--- START Material ---

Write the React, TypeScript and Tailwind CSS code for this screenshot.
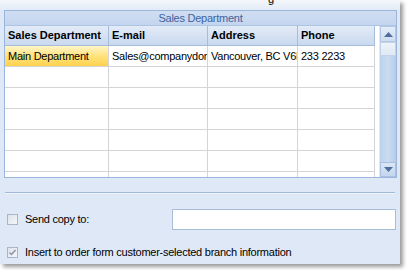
import "react";

const cols = [
  { label: "Sales Department", w: "w-[104px]" },
  { label: "E-mail", w: "w-[99px]" },
  { label: "Address", w: "w-[90px]" },
  { label: "Phone", w: "w-[77px]" },
];

const firstRow = ["Main Department", "Sales@companydomain.com", "Vancouver, BC V6B", "233 2233"];

const Cell = ({ text, w, selected }: { text?: string; w: string; selected?: boolean }) => (
  <div
    className={`${w} h-[21px] shrink-0 border-r border-b border-[#d4d4d4] px-[3px] flex items-center overflow-hidden whitespace-nowrap text-[11px] tracking-[-0.25px] text-black ${
      selected ? "bg-gradient-to-b from-[#fff6c8] via-[#ffe27a] to-[#ffd24d]" : "bg-white"
    }`}
  >
    {text}
  </div>
);

const Checkbox = ({ checked }: { checked?: boolean }) => (
  <div className="w-[11px] h-[11px] shrink-0 border border-[#a9b6c8] bg-gradient-to-br from-[#dfe3ea] to-[#f4f6f9] flex items-center justify-center">
    {checked && (
      <svg width="9" height="9" viewBox="0 0 9 9">
        <path d="M1.5 4.5 L3.5 6.5 L7.5 2" fill="none" stroke="#8a94a6" strokeWidth="1.5" />
      </svg>
    )}
  </div>
);

export default function App() {
  return (
    <div className="w-[409px] h-[270px] bg-white font-['Liberation_Sans',Arial,sans-serif] overflow-hidden">
      <div className="w-[400px] h-[264px] bg-[#dfe8f6] shadow-[3px_3px_4px_rgba(0,0,0,0.4)] flex flex-col relative">
        <div className="h-[10px] bg-gradient-to-b from-[#f4f7fc] to-[#e3ebf7] relative overflow-hidden">
          <span className="absolute left-[268px] top-[-9px] text-[11px] text-black">g</span>
        </div>
        <div className="mx-[4px] w-[393px] border border-[#9ab6dd] bg-white flex flex-col">
          <div className="h-[15px] bg-gradient-to-b from-[#d0def2] to-[#c3d5ee] text-[11px] tracking-[-0.25px] text-[#3d64a0] flex items-center justify-center border-b border-[#adc4e4]">
            Sales Department
          </div>
          <div className="flex">
            <div className="flex flex-col">
              <div className="flex">
                {cols.map((c) => (
                  <div
                    key={c.label}
                    className={`${c.w} h-[20px] shrink-0 px-[3px] flex items-center text-[11px] font-bold text-black border-r border-b border-[#a7bcd9] bg-gradient-to-b from-[#e3ebf7] to-[#c9d9ef]`}
                  >
                    {c.label}
                  </div>
                ))}
              </div>
              <div className="flex">
                {cols.map((c, i) => (
                  <Cell key={i} w={c.w} text={firstRow[i]} selected={i === 0} />
                ))}
              </div>
              {[0, 1, 2, 3, 4].map((r) => (
                <div key={r} className="flex">
                  {cols.map((c, i) => (
                    <Cell key={i} w={c.w} />
                  ))}
                </div>
              ))}
              <div className="flex h-[5px]">
                {cols.map((c, i) => (
                  <div key={i} className={`${c.w} shrink-0 border-r border-[#d4d4d4]`} />
                ))}
              </div>
            </div>
            <div className="w-[19px] ml-[4px] flex flex-col bg-gradient-to-r from-[#bcd1ec] via-[#cadcf2] to-[#b6cce9] border-l border-[#dfe8f6]">
              <div className="h-[16px] flex items-center justify-center bg-gradient-to-b from-[#e4edf8] to-[#cfddf1] border border-[#b3c7e3]">
                <svg width="9" height="5" viewBox="0 0 9 5">
                  <path d="M0 5 L4.5 0 L9 5 Z" fill="#4e6e9c" />
                </svg>
              </div>
              <div className="h-[14px] bg-gradient-to-b from-[#eef3fa] to-[#dfe8f4] border border-[#c2d3ea]" />
              <div className="flex-1" />
              <div className="h-[15px] flex items-center justify-center bg-gradient-to-b from-[#dbe6f4] to-[#c4d6ee] border border-[#a9c0e0]">
                <svg width="9" height="5" viewBox="0 0 9 5">
                  <path d="M0 0 L9 0 L4.5 5 Z" fill="#4e6e9c" />
                </svg>
              </div>
            </div>
          </div>
        </div>
        <div className="mx-[5px] mt-[14px] h-[2px] border-t border-[#9fb9dc] border-b border-b-[#f2f6fc]" />
        <div className="flex items-center mt-[14px] pl-[7px] h-[22px]">
          <Checkbox />
          <span className="ml-[7px] w-[147px] shrink-0 text-[11px] tracking-[-0.25px] text-black">Send copy to:</span>
          <div className="w-[224px] h-[21px] bg-white border border-[#a7bcd9]" />
        </div>
        <div className="flex items-center mt-[14px] pl-[7px]">
          <Checkbox checked />
          <span className="ml-[7px] text-[11px] tracking-[-0.25px] text-black">Insert to order form customer-selected branch information</span>
        </div>
      </div>
    </div>
  );
}
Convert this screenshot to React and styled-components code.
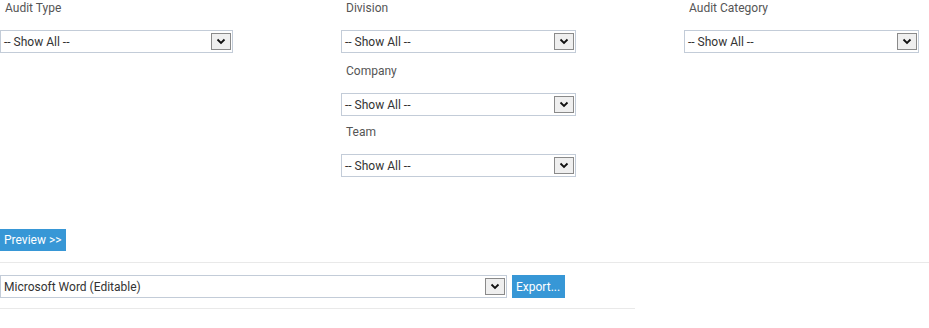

--- END Material ---

> **Task**:
Copy every line above in which the string "this" shows up.

> **The response**:
Write the React, TypeScript and Tailwind CSS code for this screenshot.
Convert this screenshot to React and styled-components code.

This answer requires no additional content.